Марина Влади.
Он был очень болен. Он позвонил мне и попросил связать его с профессором Шварценбергом. Я тотчас же выполнила его просьбу. Он очень страдал, был очень, очень измучен, рак зашел слишком далеко. Метастазы в костях. На следующий день его положили в клинику. Некоторое время спустя ему стало значительно легче. К моменту, когда он переехал ко мне, – он жил у меня несколько недель, – он чувствовал себя гораздо лучше. Лечение помогло в том смысле, что он больше не страдал и мог начать монтаж своего фильма. Это длилось несколько недель. То есть в течение нескольких недель он мог работать и закончил свой фильм, что было, конечно, очень важно. Он начал даже подумывать о новом фильме, который он хотел посвятить жизни одного святого. А потом началась эта история с приездом его сына. Мы все пытались помочь приезду его сына с бабушкой. Он не видел их уже четыре года. Четыре года он отчаянно пытался организовать их приезд. Я сама была у советского посла. Я передала ему письмо профессора Шварценберга, в котором описывалось состояние его здоровья. Одновременно президент Миттеран написал – кажется, господину Горбачеву, – и немного позже мы получили известие, что его сыну разрешено приехать во Францию. Я была на встрече. Это был подросток, которого Андрей не видел четыре года.
Андрей Тарковский-младший.
…Когда я приехал сюда, он расспрашивал меня обо всем, что делалось в Москве. Он беспокоился о нашем доме в деревне и все время строил планы по его перестройке. Мне кажется, что он очень тосковал по родине. Он вообще скучал по всему – по нашей квартире в Москве, по людям. Он расспрашивал меня с большим интересом, но не показывал этого так прямо. Он старался сдерживаться, чтобы подать пример матери, которая страдала не меньше, потому что для нее было еще труднее подавлять свои чувства. Да, он пытался сдерживаться, но в душе он, конечно, ужасно мучился. Я знаю, как это трудно, потому что я тоже тоскую по родине. Для него это было намного тяжелее, ведь он прожил там почти всю жизнь, работал там и любил Россию. Он очень страдал, беспокоился.
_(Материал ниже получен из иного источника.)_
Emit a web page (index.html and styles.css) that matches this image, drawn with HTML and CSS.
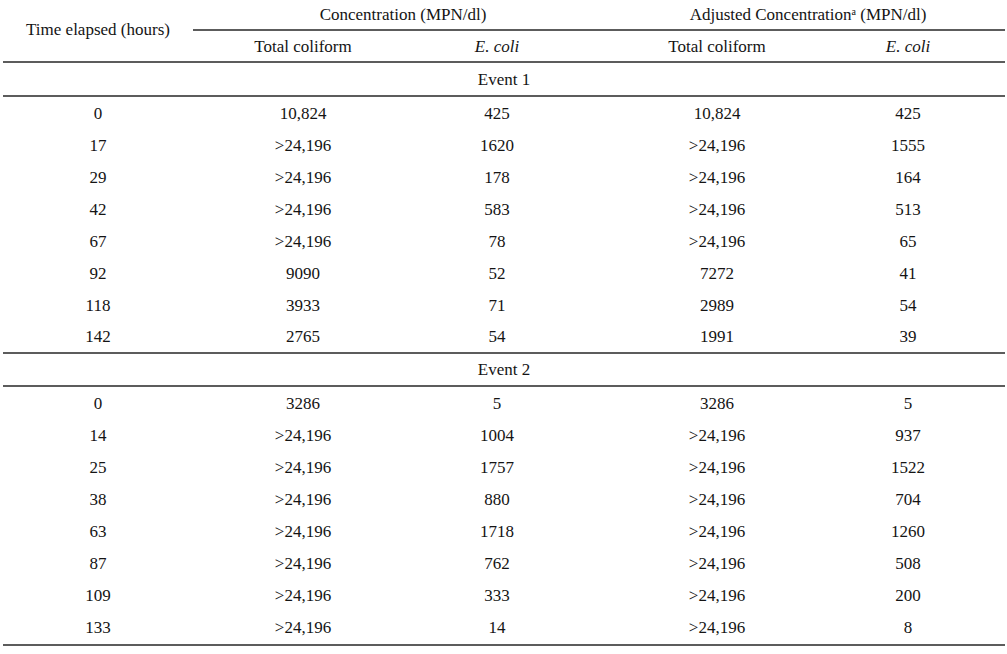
FILE: index.html
```html
<!DOCTYPE html>
<html lang="en">
<head>
<meta charset="utf-8">
<title>Coliform concentration table</title>
<link rel="stylesheet" href="styles.css">
</head>
<body>
<table class="data">
  <colgroup>
    <col class="c-time">
    <col class="c-tc">
    <col class="c-ec">
    <col class="c-atc">
    <col class="c-aec">
  </colgroup>
  <thead>
    <tr class="h1">
      <th rowspan="2" class="time-head">Time elapsed (hours)</th>
      <th colspan="2" class="group g1">Concentration (MPN/dl)</th>
      <th colspan="2" class="group g2">Adjusted Concentration<sup>a</sup> (MPN/dl)</th>
    </tr>
    <tr class="h2">
      <th>Total coliform</th>
      <th><i>E. coli</i></th>
      <th>Total coliform</th>
      <th class="last"><i>E. coli</i></th>
    </tr>
  </thead>
  <tbody>
    <tr class="event ev1"><td colspan="5">Event 1</td></tr>
    <tr><td>0</td><td>10,824</td><td>425</td><td>10,824</td><td class="last">425</td></tr>
    <tr><td>17</td><td>&gt;24,196</td><td>1620</td><td>&gt;24,196</td><td class="last">1555</td></tr>
    <tr><td>29</td><td>&gt;24,196</td><td>178</td><td>&gt;24,196</td><td class="last">164</td></tr>
    <tr><td>42</td><td>&gt;24,196</td><td>583</td><td>&gt;24,196</td><td class="last">513</td></tr>
    <tr><td>67</td><td>&gt;24,196</td><td>78</td><td>&gt;24,196</td><td class="last">65</td></tr>
    <tr><td>92</td><td>9090</td><td>52</td><td>7272</td><td class="last">41</td></tr>
    <tr><td>118</td><td>3933</td><td>71</td><td>2989</td><td class="last">54</td></tr>
    <tr class="end1"><td>142</td><td>2765</td><td>54</td><td>1991</td><td class="last">39</td></tr>
    <tr class="event ev2"><td colspan="5">Event 2</td></tr>
    <tr><td>0</td><td>3286</td><td>5</td><td>3286</td><td class="last">5</td></tr>
    <tr><td>14</td><td>&gt;24,196</td><td>1004</td><td>&gt;24,196</td><td class="last">937</td></tr>
    <tr><td>25</td><td>&gt;24,196</td><td>1757</td><td>&gt;24,196</td><td class="last">1522</td></tr>
    <tr><td>38</td><td>&gt;24,196</td><td>880</td><td>&gt;24,196</td><td class="last">704</td></tr>
    <tr><td>63</td><td>&gt;24,196</td><td>1718</td><td>&gt;24,196</td><td class="last">1260</td></tr>
    <tr><td>87</td><td>&gt;24,196</td><td>762</td><td>&gt;24,196</td><td class="last">508</td></tr>
    <tr><td>109</td><td>&gt;24,196</td><td>333</td><td>&gt;24,196</td><td class="last">200</td></tr>
    <tr class="end2"><td>133</td><td>&gt;24,196</td><td>14</td><td>&gt;24,196</td><td class="last">8</td></tr>
  </tbody>
</table>
</body>
</html>
```
FILE: styles.css
```css
html, body {
  margin: 0;
  padding: 0;
  background: #ffffff;
}

body {
  font-family: "Liberation Serif", "Times New Roman", serif;
  font-size: 17px;
  color: #141414;
}

.data {
  margin-left: 3px;
  width: 1002px;
  table-layout: fixed;
  border-collapse: separate;
  border-spacing: 0;
}

.c-time { width: 190px; }
.c-tc { width: 220px; }
.c-ec { width: 168px; }
.c-atc { width: 272px; }
.c-aec { width: 152px; }

.data th,
.data td {
  box-sizing: border-box;
  padding: 0;
  text-align: center;
  vertical-align: middle;
  font-weight: normal;
  line-height: 19px;
  height: 32px;
}

.data .last {
  padding-right: 42px;
}

.data .h1 th {
  height: 31px;
}

.data .group {
  border-bottom: 2px solid #5c5c5c;
}

.data .g1 { padding-left: 32px; }
.data .g2 { padding-left: 30px; }

.data sup {
  font-size: 10px;
  line-height: 0;
  vertical-align: 5px;
}

.data .h2 th,
.data .time-head {
  border-bottom: 2px solid #5c5c5c;
}

.data .time-head {
  padding-bottom: 2px;
}

.data .h2 th {
  height: 32px;
}

.data .ev1 td {
  height: 34px;
  border-bottom: 2px solid #5c5c5c;
}

.data .end1 td {
  height: 33px;
  border-bottom: 2px solid #5c5c5c;
}

.data .ev2 td {
  height: 33px;
  border-bottom: 2px solid #5c5c5c;
}

.data .end2 td {
  height: 35px;
  border-bottom: 2px solid #5c5c5c;
}
```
На экране – снова клиника в Эшельбронне.
Автор.
После нескольких недель тяжелейшего химико-терапевтического лечения в Париже он покидает Францию. Давно он уже испытывал тягу к антропософии, к ее учению о жизни и болезнях. Его рак – так он это воспринимал – был болезнью жизни. Здесь, в южной части ФРГ, в маленькой антропософической клинике он надеется вновь обрести силы. Врачи в Париже сказали, что состояние настолько хорошо, что он скоро может вновь делать фильмы. Но сам он смотрит на дело по-другому, хотя и не совсем потерял надежду. Здесь в разговорах с врачами он готовится к смерти.
На фоне немецкого пейзажа звучит мелодия из «Иванова детства». Белая лошадь щиплет траву. Мы видим камни, собранные Тарковским, лежащие на подоконнике. Кинокамера показывает нам комнату в клинике, где лежал лечившийся там режиссер. Мы видим стол и предметы на нем – бутылку с водой, книгу…
Из дневника Тарковского.
13 июля 1986 года. Эшельбронн. Вчера я пошел гулять, и меня вдруг охватило желание, которое я сейчас не могу себе объяснить. Я снял обувь и босиком пошел по холодной земле. И это при повышенной температуре, кашле и ревматизме. Я просто с ума сошел. В голове печальные мысли.
Дорога в Эшельбронне. Рисунок Тарковского, крупно – его фрагменты. Глаз, смотрящий из-под корней дерева, статуя, могила.
Автор.
В довершение всего у него начинается воспаление легких. Он теперь редко покидает палату.Когда я навещаю его, мы иногда гуляем, осторожно и недалеко.
Время политических перемен в Советском Союзе. Мы говорим об этом. Он не верит в подлинные изменения. Может ли он представить себе, что вскоре возвратится на родину? Он не отвечает.
Когда он покидает Эшельбронн, я получаю от него этот рисунок. Его дерево надежды подобно тому, в последних кадрах его последнего фильма, зазеленело.
Он нарисовал мне свою могилу. Загадочная картинка, ее трудно расшифровать. Из корня дерева смотрит глаз. У его сестры есть фотография времен детства, на ней в корнях большого дерева сидит он.
Он так и не расшифровал мне загадочную картинку.
Небольшое приморское местечко Кала-Пиккола. Дом, комната, где лежал Тарковский, его постель.
Автор.
Он приезжает еще раз в Италию, с трудом. К морю, сначала в Ансендонию, потом наконец сюда, в Кала-Пиккола.